Copy the listing verbatim, excluding any images found in it.

Data section:

=====

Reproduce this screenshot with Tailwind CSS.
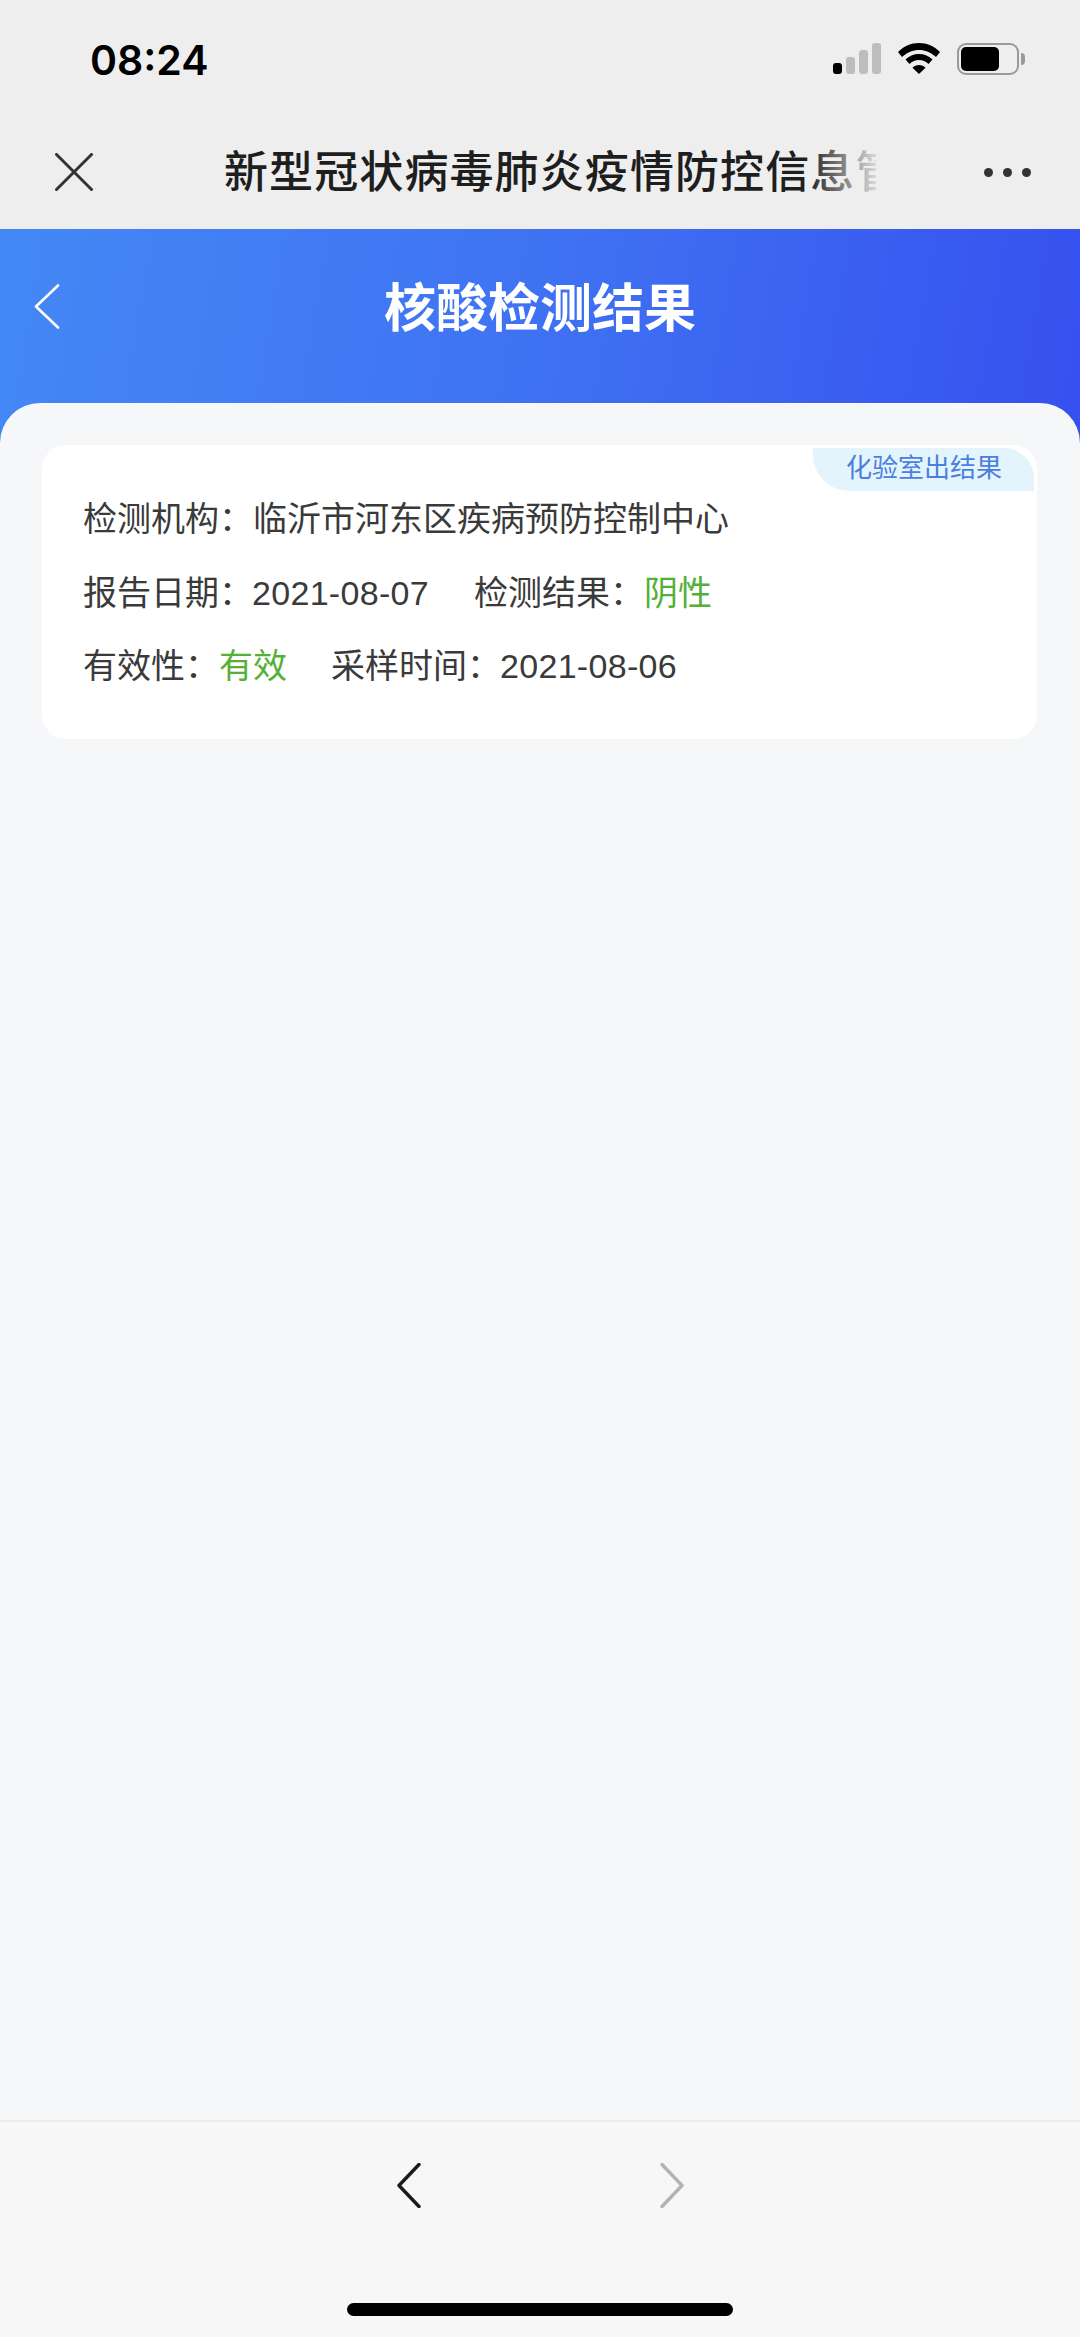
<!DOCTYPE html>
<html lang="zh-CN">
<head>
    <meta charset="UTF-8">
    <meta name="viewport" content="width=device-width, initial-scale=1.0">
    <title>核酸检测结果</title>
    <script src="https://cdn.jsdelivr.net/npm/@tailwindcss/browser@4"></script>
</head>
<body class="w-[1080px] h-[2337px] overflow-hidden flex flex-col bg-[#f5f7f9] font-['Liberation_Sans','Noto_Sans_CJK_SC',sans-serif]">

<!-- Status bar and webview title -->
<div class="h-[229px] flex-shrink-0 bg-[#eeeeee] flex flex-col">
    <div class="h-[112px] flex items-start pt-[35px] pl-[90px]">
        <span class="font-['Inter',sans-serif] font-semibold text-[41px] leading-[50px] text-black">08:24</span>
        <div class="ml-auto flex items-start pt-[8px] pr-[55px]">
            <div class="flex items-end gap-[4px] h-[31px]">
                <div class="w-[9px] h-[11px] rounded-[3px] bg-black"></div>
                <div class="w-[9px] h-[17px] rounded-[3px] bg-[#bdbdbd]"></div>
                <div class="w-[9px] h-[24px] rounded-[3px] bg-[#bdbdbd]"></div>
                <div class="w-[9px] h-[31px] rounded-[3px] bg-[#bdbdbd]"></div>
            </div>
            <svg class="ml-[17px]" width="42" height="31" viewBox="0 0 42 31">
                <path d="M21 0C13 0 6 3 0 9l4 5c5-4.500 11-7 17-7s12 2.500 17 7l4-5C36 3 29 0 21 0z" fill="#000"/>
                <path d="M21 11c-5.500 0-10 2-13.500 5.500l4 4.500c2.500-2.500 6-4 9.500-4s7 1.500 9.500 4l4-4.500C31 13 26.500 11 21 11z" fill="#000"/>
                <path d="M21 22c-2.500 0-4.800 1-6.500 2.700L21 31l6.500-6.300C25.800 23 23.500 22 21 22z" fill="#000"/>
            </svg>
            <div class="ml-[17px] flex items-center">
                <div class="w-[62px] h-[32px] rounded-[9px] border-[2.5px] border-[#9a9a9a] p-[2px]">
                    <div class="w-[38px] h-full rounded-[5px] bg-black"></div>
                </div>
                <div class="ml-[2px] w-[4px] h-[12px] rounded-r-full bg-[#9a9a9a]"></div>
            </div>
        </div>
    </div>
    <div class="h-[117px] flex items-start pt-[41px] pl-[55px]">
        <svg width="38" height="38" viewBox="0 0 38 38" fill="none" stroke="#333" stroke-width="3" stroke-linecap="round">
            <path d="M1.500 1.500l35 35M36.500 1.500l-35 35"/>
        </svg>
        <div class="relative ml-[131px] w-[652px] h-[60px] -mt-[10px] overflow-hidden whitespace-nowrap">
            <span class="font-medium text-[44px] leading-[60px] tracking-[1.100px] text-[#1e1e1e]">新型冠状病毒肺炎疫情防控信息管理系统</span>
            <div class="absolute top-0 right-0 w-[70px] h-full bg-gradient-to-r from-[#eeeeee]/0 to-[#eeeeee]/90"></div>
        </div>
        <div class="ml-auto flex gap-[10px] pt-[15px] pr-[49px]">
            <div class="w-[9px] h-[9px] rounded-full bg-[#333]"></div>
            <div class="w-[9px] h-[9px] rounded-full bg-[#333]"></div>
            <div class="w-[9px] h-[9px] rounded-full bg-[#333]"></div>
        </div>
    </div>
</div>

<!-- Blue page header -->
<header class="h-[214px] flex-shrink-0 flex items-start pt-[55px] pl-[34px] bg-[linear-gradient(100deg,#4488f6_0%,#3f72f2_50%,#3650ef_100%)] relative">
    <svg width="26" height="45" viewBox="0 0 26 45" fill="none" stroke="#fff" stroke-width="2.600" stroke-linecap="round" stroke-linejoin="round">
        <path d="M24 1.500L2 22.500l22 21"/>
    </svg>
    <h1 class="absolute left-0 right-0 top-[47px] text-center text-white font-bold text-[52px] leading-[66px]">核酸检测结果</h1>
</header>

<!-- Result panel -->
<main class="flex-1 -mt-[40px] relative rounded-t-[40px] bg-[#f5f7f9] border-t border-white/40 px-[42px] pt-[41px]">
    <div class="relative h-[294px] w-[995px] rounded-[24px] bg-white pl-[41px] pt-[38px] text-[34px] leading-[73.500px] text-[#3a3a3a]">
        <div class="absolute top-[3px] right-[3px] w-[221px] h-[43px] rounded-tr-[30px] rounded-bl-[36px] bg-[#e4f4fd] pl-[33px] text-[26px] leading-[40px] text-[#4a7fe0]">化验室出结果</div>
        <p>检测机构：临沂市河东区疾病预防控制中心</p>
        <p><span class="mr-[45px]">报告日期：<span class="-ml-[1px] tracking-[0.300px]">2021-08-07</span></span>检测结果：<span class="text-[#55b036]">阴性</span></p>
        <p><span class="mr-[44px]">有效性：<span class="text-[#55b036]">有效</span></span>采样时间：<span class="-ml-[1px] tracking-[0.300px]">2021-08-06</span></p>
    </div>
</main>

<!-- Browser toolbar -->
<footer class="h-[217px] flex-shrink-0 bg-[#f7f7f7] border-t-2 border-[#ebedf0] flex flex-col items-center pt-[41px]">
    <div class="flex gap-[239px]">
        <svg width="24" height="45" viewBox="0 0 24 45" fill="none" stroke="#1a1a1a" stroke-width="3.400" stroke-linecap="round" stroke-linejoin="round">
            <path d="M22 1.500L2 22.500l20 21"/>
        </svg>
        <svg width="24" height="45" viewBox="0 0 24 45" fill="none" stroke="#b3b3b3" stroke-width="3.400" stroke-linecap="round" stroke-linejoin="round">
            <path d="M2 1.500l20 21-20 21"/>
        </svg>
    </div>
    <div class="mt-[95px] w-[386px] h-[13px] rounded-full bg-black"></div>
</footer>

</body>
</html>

=====

Written solution:
Reproduce this screenshot with Tailwind CSS.
<!DOCTYPE html>
<html lang="zh-CN">
<head>
    <meta charset="UTF-8">
    <meta name="viewport" content="width=device-width, initial-scale=1.0">
    <title>核酸检测结果</title>
    <script src="https://cdn.jsdelivr.net/npm/@tailwindcss/browser@4"></script>
</head>
<body class="w-[1080px] h-[2337px] overflow-hidden flex flex-col bg-[#f5f7f9] font-['Liberation_Sans','Noto_Sans_CJK_SC',sans-serif]">

<!-- Status bar and webview title -->
<div class="h-[229px] flex-shrink-0 bg-[#eeeeee] flex flex-col">
    <div class="h-[112px] flex items-start pt-[35px] pl-[90px]">
        <span class="font-['Inter',sans-serif] font-semibold text-[41px] leading-[50px] text-black">08:24</span>
        <div class="ml-auto flex items-start pt-[8px] pr-[55px]">
            <div class="flex items-end gap-[4px] h-[31px]">
                <div class="w-[9px] h-[11px] rounded-[3px] bg-black"></div>
                <div class="w-[9px] h-[17px] rounded-[3px] bg-[#bdbdbd]"></div>
                <div class="w-[9px] h-[24px] rounded-[3px] bg-[#bdbdbd]"></div>
                <div class="w-[9px] h-[31px] rounded-[3px] bg-[#bdbdbd]"></div>
            </div>
            <svg class="ml-[17px]" width="42" height="31" viewBox="0 0 42 31">
                <path d="M21 0C13 0 6 3 0 9l4 5c5-4.500 11-7 17-7s12 2.500 17 7l4-5C36 3 29 0 21 0z" fill="#000"/>
                <path d="M21 11c-5.500 0-10 2-13.500 5.500l4 4.500c2.500-2.500 6-4 9.500-4s7 1.500 9.500 4l4-4.500C31 13 26.500 11 21 11z" fill="#000"/>
                <path d="M21 22c-2.500 0-4.800 1-6.500 2.700L21 31l6.500-6.300C25.800 23 23.500 22 21 22z" fill="#000"/>
            </svg>
            <div class="ml-[17px] flex items-center">
                <div class="w-[62px] h-[32px] rounded-[9px] border-[2.5px] border-[#9a9a9a] p-[2px]">
                    <div class="w-[38px] h-full rounded-[5px] bg-black"></div>
                </div>
                <div class="ml-[2px] w-[4px] h-[12px] rounded-r-full bg-[#9a9a9a]"></div>
            </div>
        </div>
    </div>
    <div class="h-[117px] flex items-start pt-[41px] pl-[55px]">
        <svg width="38" height="38" viewBox="0 0 38 38" fill="none" stroke="#333" stroke-width="3" stroke-linecap="round">
            <path d="M1.500 1.500l35 35M36.500 1.500l-35 35"/>
        </svg>
        <div class="relative ml-[131px] w-[652px] h-[60px] -mt-[10px] overflow-hidden whitespace-nowrap">
            <span class="font-medium text-[44px] leading-[60px] tracking-[1.100px] text-[#1e1e1e]">新型冠状病毒肺炎疫情防控信息管理系统</span>
            <div class="absolute top-0 right-0 w-[70px] h-full bg-gradient-to-r from-[#eeeeee]/0 to-[#eeeeee]/90"></div>
        </div>
        <div class="ml-auto flex gap-[10px] pt-[15px] pr-[49px]">
            <div class="w-[9px] h-[9px] rounded-full bg-[#333]"></div>
            <div class="w-[9px] h-[9px] rounded-full bg-[#333]"></div>
            <div class="w-[9px] h-[9px] rounded-full bg-[#333]"></div>
        </div>
    </div>
</div>

<!-- Blue page header -->
<header class="h-[214px] flex-shrink-0 flex items-start pt-[55px] pl-[34px] bg-[linear-gradient(100deg,#4488f6_0%,#3f72f2_50%,#3650ef_100%)] relative">
    <svg width="26" height="45" viewBox="0 0 26 45" fill="none" stroke="#fff" stroke-width="2.600" stroke-linecap="round" stroke-linejoin="round">
        <path d="M24 1.500L2 22.500l22 21"/>
    </svg>
    <h1 class="absolute left-0 right-0 top-[47px] text-center text-white font-bold text-[52px] leading-[66px]">核酸检测结果</h1>
</header>

<!-- Result panel -->
<main class="flex-1 -mt-[40px] relative rounded-t-[40px] bg-[#f5f7f9] border-t border-white/40 px-[42px] pt-[41px]">
    <div class="relative h-[294px] w-[995px] rounded-[24px] bg-white pl-[41px] pt-[38px] text-[34px] leading-[73.500px] text-[#3a3a3a]">
        <div class="absolute top-[3px] right-[3px] w-[221px] h-[43px] rounded-tr-[30px] rounded-bl-[36px] bg-[#e4f4fd] pl-[33px] text-[26px] leading-[40px] text-[#4a7fe0]">化验室出结果</div>
        <p>检测机构：临沂市河东区疾病预防控制中心</p>
        <p><span class="mr-[45px]">报告日期：<span class="-ml-[1px] tracking-[0.300px]">2021-08-07</span></span>检测结果：<span class="text-[#55b036]">阴性</span></p>
        <p><span class="mr-[44px]">有效性：<span class="text-[#55b036]">有效</span></span>采样时间：<span class="-ml-[1px] tracking-[0.300px]">2021-08-06</span></p>
    </div>
</main>

<!-- Browser toolbar -->
<footer class="h-[217px] flex-shrink-0 bg-[#f7f7f7] border-t-2 border-[#ebedf0] flex flex-col items-center pt-[41px]">
    <div class="flex gap-[239px]">
        <svg width="24" height="45" viewBox="0 0 24 45" fill="none" stroke="#1a1a1a" stroke-width="3.400" stroke-linecap="round" stroke-linejoin="round">
            <path d="M22 1.500L2 22.500l20 21"/>
        </svg>
        <svg width="24" height="45" viewBox="0 0 24 45" fill="none" stroke="#b3b3b3" stroke-width="3.400" stroke-linecap="round" stroke-linejoin="round">
            <path d="M2 1.500l20 21-20 21"/>
        </svg>
    </div>
    <div class="mt-[95px] w-[386px] h-[13px] rounded-full bg-black"></div>
</footer>

</body>
</html>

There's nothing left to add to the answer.